May i suggest you read Tim Ferriss book "the 4 hour workweek?" his concept of mini-retirement helped to turn my hubby's head:p

also read this blog by Mr Financial Samurai:http://www.financialsamurai.com/2012/04/16/achieve-financial-freedom-slice/

There are 2 ways to early retirement; many financial planners quote huge base amounts of savings (3% withdrawal rate anyone?:p) in order to retire; often these people have their own agenda too...

there is however an (often overlooked) alternative and that is to create passive income a (small) slice at a time...i believe that is the "easier" alternative:p
i am happy to say that using this method; i should be nearly there:p
 
Yes, Tim Ferris' Book is brilliant. I also recommend the "Lifestyle Business" Podcast, Entreprenuers Journey, and other like it, the internet is full of sites like this as the "make Money online niche' is huge and worth exploring.
 
I liked Ferris' book too but have never been able to make easy riches oline.. nor even easy small change. Great concepts but ss usual if it was easy everyone would be doing it. Just like retiring early with property or shares.

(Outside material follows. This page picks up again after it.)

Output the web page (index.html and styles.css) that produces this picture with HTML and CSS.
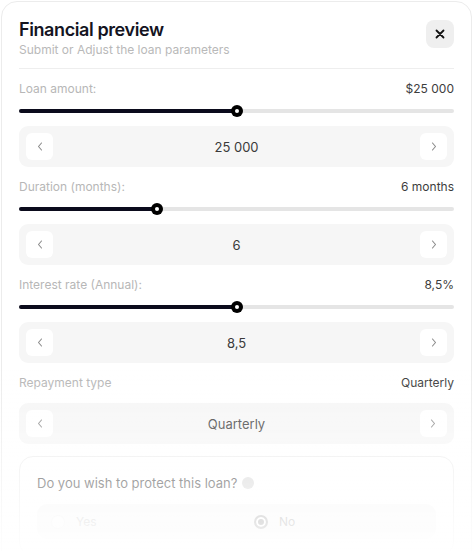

It tskes a long tine or someone to get lucky somewhat. The game to an early finish is different for all and id rather have less money in rrturn for more free time but not at the cost of missed opportunity. Theres a balance thats differeny for all
 
I have read the Tim ferris 4hr work week. the two things I liked out of it was the idea of an automated "product" type business ( as opposed to a service business model that requires a lot of your time) as well as testing the market before you invest.
 
Take a year off first. Kind of a trial period, don't pull all your cash out just enough for the year. Whats the worst that could happen, you go back to work?! Dont worry too much, everyone else is doing it too. You will certainly learn things from doing so and get a much better idea of what its really like without going bust. I certainly envy and congratulate you. We dont invest to be tightarses. We invest so that we CAN have freedom. Our plan is similar. We aim to sell off three ips in a few years and pay out our mortgage. Take some time off and use our equity to borrow for a new portfolio while were still young. As much as i hate selling. The money we save on mort pay ments is well worth it and makes us FREE with near a Mil equity and 0lvr

Hi mate.

Great post and agree 1000% with your sentiments about freedom.